The New York Times Licensing Group - Todos os direitos reservados. É proibido todo tipo de reprodução sem autorização por escrito do The New York Times

THE NEW YORK TIMES - LIFE/STYLE - Certa vez sonhei com um beijo que ainda não tinha acontecido. Sonhei com cabeças se inclinando no ângulo certo, com meus dedos atrás da orelha dela, com a pressão perfeita dos lábios nessa transferência de confiança e ternura.
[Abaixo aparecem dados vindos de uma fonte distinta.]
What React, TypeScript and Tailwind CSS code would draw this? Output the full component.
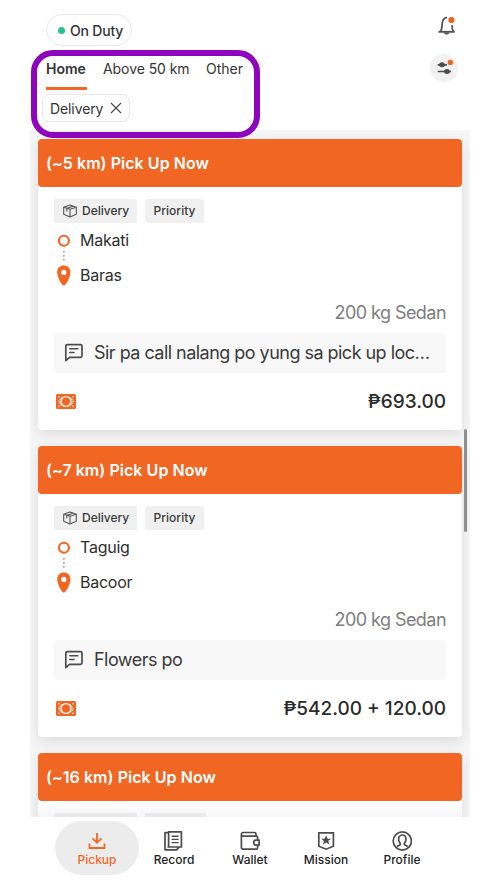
import React from "react";

const ORANGE = "#f16622";

function BellIcon() {
  return (
    <svg className="mt-px" width="20" height="22" viewBox="0 0 20 22" fill="none">
      <path d="M9 2.4C5.4 3 4.4 5.6 4.2 8.8C4 12.2 3.9 14 2.8 16.4M14 10.2C14.1 12.8 14.3 14.4 15.2 16.4" stroke="#555" strokeWidth="1.8" />
      <path d="M.4 16.8H16.8" stroke="#555" strokeWidth="1.9" />
      <path d="M5.8 17.4H11.4C11.1 20.2 6.1 20.2 5.8 17.4Z" fill="#555" />
      <circle cx="13.4" cy="5" r="3.1" fill="#f0641e" />
    </svg>
  );
}

function FilterIcon() {
  return (
    <svg width="28" height="28" viewBox="0 0 28 28" fill="none">
      <path d="M7.7 10.8H17M7.7 17.5H21" stroke="#4d4d4d" strokeWidth="1.7" />
      <ellipse cx="12" cy="10.8" rx="2.9" ry="2.5" fill="#4d4d4d" />
      <ellipse cx="17" cy="17.5" rx="2.9" ry="2.5" fill="#4d4d4d" />
      <circle cx="20.3" cy="8.4" r="3.6" fill="#f1f1f1" />
      <circle cx="20.3" cy="8.4" r="2.7" fill="#f0641e" />
    </svg>
  );
}

function BoxIcon() {
  return (
    <svg width="14" height="14" viewBox="0 0 14 14" fill="none" stroke="#555" strokeWidth="1.1" strokeLinejoin="round">
      <path d="M7 .9L13.3 3.2V10.3L7 13L.7 10.3V3.2Z" />
      <path d="M.7 3.2L7 5.3L13.3 3.2M7 5.3V13M3.8 4.3V7.4M3.8 4.3L10.2 2.2" />
    </svg>
  );
}

function NoteIcon() {
  return (
    <svg width="20" height="20" viewBox="0 0 20 20" fill="none" stroke="#4c4c4c" strokeWidth="1.7" strokeLinejoin="round" strokeLinecap="round">
      <path d="M3.4 1.6H16.4Q18 1.6 18 3.2V12.7Q18 14.3 16.4 14.3H5.6L1.8 17.7V3.2Q1.8 1.6 3.4 1.6Z" />
      <path d="M5.8 5.8H13.8M5.8 9.6H10" strokeWidth="1.5" />
    </svg>
  );
}

function CashIcon() {
  return (
    <svg width="20" height="15" viewBox="0 0 20 15" fill="none">
      <rect width="20" height="15" rx="1.6" fill={ORANGE} />
      <circle cx="10" cy="7.5" r="4.9" stroke="#fff" strokeWidth="1.4" />
      <path d="M5.8 3.4C5.2 4.9 4.2 5.6 2.9 6M5.8 11.6C5.2 10.1 4.2 9.4 2.9 9M14.2 3.4C14.8 4.9 15.8 5.6 17.1 6M14.2 11.6C14.8 10.1 15.8 9.4 17.1 9" stroke="#fff" strokeWidth="0.9" />
      <g fill="#fff">
        <circle cx="3" cy="2.8" r=".8" /><circle cx="17" cy="2.8" r=".8" />
        <circle cx="3" cy="12.2" r=".8" /><circle cx="17" cy="12.2" r=".8" />
        <circle cx="2.9" cy="7.5" r=".7" /><circle cx="17.1" cy="7.5" r=".7" />
      </g>
    </svg>
  );
}

function RouteIcon() {
  return (
    <svg width="14" height="56" viewBox="0 0 14 56" fill="none">
      <circle cx="6.9" cy="9.7" r="5" stroke={ORANGE} strokeWidth="2.1" />
      <g fill="#999">
        <rect x="6.1" y="20" width="1.6" height="1.6" />
        <rect x="6.1" y="24" width="1.6" height="1.6" />
        <rect x="6.1" y="28" width="1.6" height="1.6" />
      </g>
      <path d="M6.8 34.5C10.6 34.5 13.4 37.2 13.4 41C13.4 45.8 9.9 53.2 6.8 54.8C3.7 53.2 .2 45.8 .2 41C.2 37.2 3 34.5 6.8 34.5Z" fill={ORANGE} />
      <circle cx="6.8" cy="41.4" r="2.6" fill="#fff" />
    </svg>
  );
}

type Job = { title: string; from: string; to: string; note: string; price: string };

const jobs: Job[] = [
  { title: "(~5 km) Pick Up Now", from: "Makati", to: "Baras", note: "Sir pa call nalang po yung sa pick up loc…", price: "₱693.00" },
  { title: "(~7 km) Pick Up Now", from: "Taguig", to: "Bacoor", note: "Flowers po", price: "₱542.00 + 120.00" },
];

const cardClass = "shrink-0 rounded bg-white shadow-[0_4px_14px_rgba(0,0,0,0.11)]";

function CardTitle({ children }: { children: React.ReactNode }) {
  return (
    <h2 className="flex h-12 items-center rounded bg-[#f16622] pl-2 text-[16px] font-semibold tracking-[0.04px] text-white">
      <span>{children}</span>
    </h2>
  );
}

function JobCard({ job }: { job: Job }) {
  return (
    <article className={`${cardClass} h-[291px]`}>
      <CardTitle>{job.title}</CardTitle>
      <div className="px-4 pt-3">
        <div className="flex h-6 gap-2 text-[12px] font-medium text-[#3a3a3a]">
          <span className="flex w-[83px] items-center gap-[5px] rounded-[2px] bg-[#f0f0f0] pl-[9px]"><BoxIcon /><span>Delivery</span></span>
          <span className="flex w-[59px] items-center justify-center rounded-[2px] bg-[#f0f0f0]">Priority</span>
        </div>
        <div className="mt-2 flex h-[60px] gap-[9px] pl-[3px]">
          <RouteIcon />
          <div className="-mt-px flex flex-col gap-[15px] text-[16px] leading-5 tracking-[-0.25px] text-[#2e2e2e]">
            <span className="h-5">{job.from}</span>
            <span className="h-5">{job.to}</span>
          </div>
        </div>
        <div className="mt-3 text-right text-[18px] leading-5 tracking-[-0.55px] text-[#7d7d7d]"><span>200 kg Sedan</span></div>
        <div className="mt-[10px] flex h-10 items-center rounded bg-[#f8f8f8] pl-[10px]">
          <NoteIcon />
          <span className="ml-[10px] pb-[2px] text-[18px] tracking-[-0.53px] whitespace-nowrap text-[#3a3a3a]">{job.note}</span>
        </div>
        <div className="mt-4 flex h-6 items-center justify-between pl-[2px]">
          <CashIcon />
          <span className="pt-[2px] text-[19px] font-medium text-[#2b2b2b]">{job.price}</span>
        </div>
      </div>
    </article>
  );
}

const navStroke = { fill: "none", stroke: "#4c4c4c", strokeWidth: 1.7, strokeLinejoin: "round" as const };

const nav = [
  { label: "Pickup", icon: (
    <svg width="20" height="20" viewBox="0 0 20 20" fill="none" stroke="#f16622" strokeWidth="1.8">
      <path d="M10 2V11M5.5 7.3L10 11.8L14.5 7.3M2.5 12.5V17H17.5V12.5" />
    </svg>) },
  { label: "Record", icon: (
    <svg width="20" height="20" viewBox="0 0 20 20" {...navStroke}>
      <path d="M4.6 .9H17.4V16H4.6ZM4.6 1.6H1V18.8H12.6L15.2 16M4.6 16H3.4" />
      <path d="M7.6 5.2H14.6M7.6 8.4H14.6M7.6 11.6H14.6" strokeWidth="1.4" />
    </svg>) },
  { label: "Wallet", icon: (
    <svg width="20" height="20" viewBox="0 0 20 20" {...navStroke}>
      <path d="M16 5V3Q16 1.5 14.5 1.5H3.2Q1.4 1.5 1.4 3.3V16.3Q1.4 18.2 3.2 18.2H16.2Q17.6 18.2 17.6 16.8V14.2M1.4 3.5Q1.5 5.2 3.2 5.2H16.2Q17.6 5.2 17.6 6.6V9" />
      <path d="M19.1 9.1V14.1H15.9C12.9 14.1 12.9 9.1 15.9 9.1Z" />
    </svg>) },
  { label: "Mission", icon: (
    <svg width="20" height="20" viewBox="0 0 20 20" {...navStroke}>
      <path d="M2.8 1.8H17.4V15.2L10.1 18.2L2.8 15.2Z" strokeLinejoin="miter" />
      <path d="M10.1 4.6L11.6 7.7H15L12.3 9.9L13.3 13.4L10.1 11.5L6.9 13.4L7.9 9.9L5.2 7.7H8.6Z" fill="#4c4c4c" stroke="none" />
    </svg>) },
  { label: "Profile", icon: (
    <svg width="20" height="20" viewBox="0 0 20 20" {...navStroke}>
      <circle cx="10.3" cy="10" r="9.1" />
      <path d="M10.3 4C12.9 4 14 5.9 14 8.3C14 10.2 13.2 11.5 12.4 12.2V13.8L15.8 15.6M10.3 4C7.7 4 6.6 5.9 6.6 8.3C6.6 10.2 7.4 11.5 8.2 12.2V13.8L4.8 15.6" />
    </svg>) },
];

export default function App() {
  return (
    <div className="h-[888px] w-[500px] overflow-hidden bg-white font-['Inter','Liberation_Sans',sans-serif]">
      <div className="relative mx-auto flex h-full w-[440px] flex-col">
        <header className="h-[130px] shrink-0">
          <div className="flex h-[50px] items-start justify-between pt-[14px] pr-3 pl-4">
            <div className="flex h-8 w-[86px] items-center gap-[5px] rounded-full border border-[#e8e8e8] pl-[11px] text-[14px] font-medium tracking-[-0.2px] text-[#333]">
              <i className="size-[7px] shrink-0 rounded-full bg-[#27bf98]" />
              <span className="whitespace-nowrap">On Duty</span>
            </div>
            <BellIcon />
          </div>
          <div className="flex justify-between pr-3 pl-4">
            <nav className="flex h-10 gap-4 pt-2 text-[14px] leading-[22px] text-[#333]">
              <div className="h-8 w-[41px] border-b-[3px] border-[#f16622] font-semibold whitespace-nowrap"><span>Home</span></div>
              <span className="w-[87px] tracking-[-0.07px] whitespace-nowrap">Above 50 km</span>
              <span>Other</span>
            </nav>
            <div className="mt-1 size-7 rounded-full bg-[#f1f1f1]"><FilterIcon /></div>
          </div>
          <div className="mt-1 ml-3 flex h-7 w-[88px] items-center justify-between rounded-lg border border-[#e8e8e8] pr-[7px] pl-[7px] text-[14px] text-[#333]">
            <span className="tracking-[-0.1px]">Delivery</span>
            <svg width="12" height="12" viewBox="0 0 12 12" stroke="#444" strokeWidth="1.1"><path d="M1 1L11 11M11 1L1 11" /></svg>
          </div>
        </header>
        <main className="relative flex h-[687px] shrink-0 flex-col gap-4 overflow-hidden bg-[#f6f6f6] px-2 pt-[9px]">
          {jobs.map((job) => <JobCard key={job.title} job={job} />)}
          <article className={`${cardClass} h-[80px]`}>
            <CardTitle>(~16 km) Pick Up Now</CardTitle>
            <div className="flex h-4 gap-2 bg-linear-to-b from-white to-[#f6f6f6] px-4 pt-3">
              <span className="h-1 w-[83px] rounded-t-[2px] bg-[#e9e9e9]" />
              <span className="h-1 w-[61px] rounded-t-[2px] bg-[#e9e9e9]" />
            </div>
          </article>
          <div className="absolute top-[299px] right-[3px] h-[103px] w-[3px] rounded-full bg-[#8f8f8f]" />
        </main>
        <footer className="flex h-[71px] pt-1 pl-[25px]">
          {nav.map((item, i) => (
            <div key={item.label} className={i === 0 ? "flex h-[54px] w-[84px] flex-col items-center rounded-full bg-[#ececec] pt-[10px] text-[#f16622]" : `flex h-[54px] w-[76px] flex-col items-center pt-[10px] text-[#222] ${i === 1 ? "-ml-[3px]" : ""}`}>
              {item.icon}
              <span className="text-[12px] leading-[18px] font-medium">{item.label}</span>
            </div>
          ))}
        </footer>
        <div className="pointer-events-none absolute top-[50px] left-[1px] h-[88px] w-[229px] rounded-[22px] border-[6px] border-[#8d06bd]" />
      </div>
    </div>
  );
}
Sigmund Freud, que catalisou o estudo dos sonhos com seu tratado fundamental de 1899, teria descartado tudo isso como simples quimera do desejo inconsciente. Mas o que desde então descobrimos a respeito da mente – sobretudo do estágio do sono mais rico em sonhos, o sono com movimento rápido dos olhos (REM, na sigla em inglês), desconhecido na época de Freud – sugere outra possibilidade para a função adaptativa dessas vidas paralelas que vivemos durante a noite.
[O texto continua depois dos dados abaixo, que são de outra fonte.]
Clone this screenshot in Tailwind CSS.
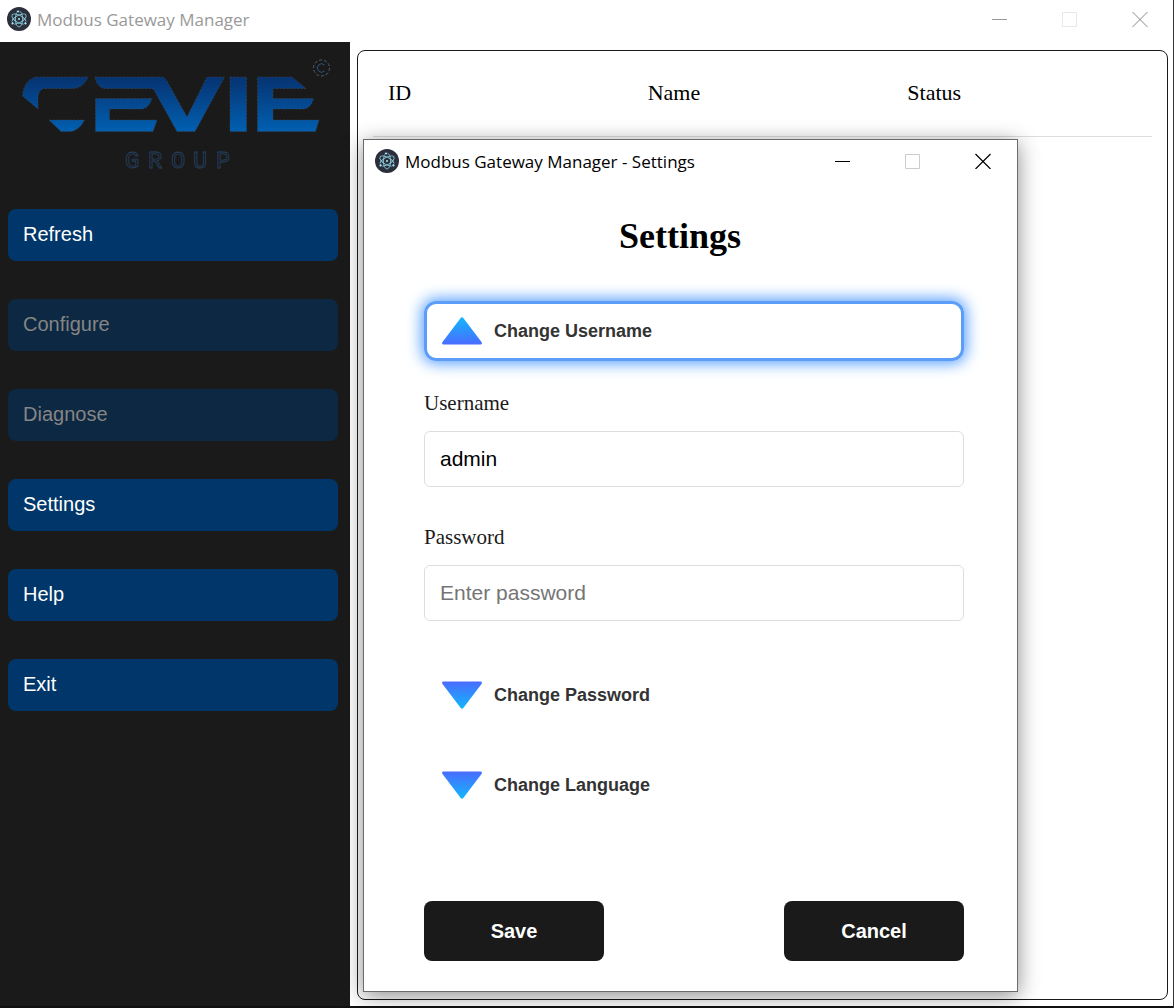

Numa manhã fria, não muito depois do sonho do beijo, fiquei observando uma jovem garça-noturna que dormia num galho sobre o lago do Brooklyn Bridge Park, em Nova York, com a cabeça encolhida no peito, e me perguntei se os pássaros sonham.

O comportamento do cérebro de aves durante o sono indica que esses animais podem sonhar. Foto: Adara Sanchez/The New York Times

A ideia de que os animais não-humanos sonham remonta pelo menos aos dias de Aristóteles, que viu um cão adormecido latir e concluiu que se tratava de uma prova inequívoca de vida mental. Mas, quando René Descartes disparou o Iluminismo no século 17, ele já havia reduzido os outros animais a meros autômatos, contaminando séculos de ciência com a suposição de que qualquer coisa diferente de nós seria inerentemente inferior.

No século 19, quando o naturalista alemão Ludwig Edinger fez os primeiros estudos anatômicos do cérebro das aves e descobriu a ausência de um neocórtex – a camada mais externa e recente do cérebro, responsável pela cognição complexa e pela resolução criativa de problemas – ele descartou as aves como pouco mais do que marionetes cartesianas. Essa visão acabou sendo reforçada no século 20 pelo desvio, guiado por B.F. Skinner e seus pombos, para o behaviorismo, escola de pensamento que enxergava o comportamento como uma máquina de estímulo-e-resposta sob o jugo do reflexo, desconsiderando os estados mentais interiores e a reação emocional.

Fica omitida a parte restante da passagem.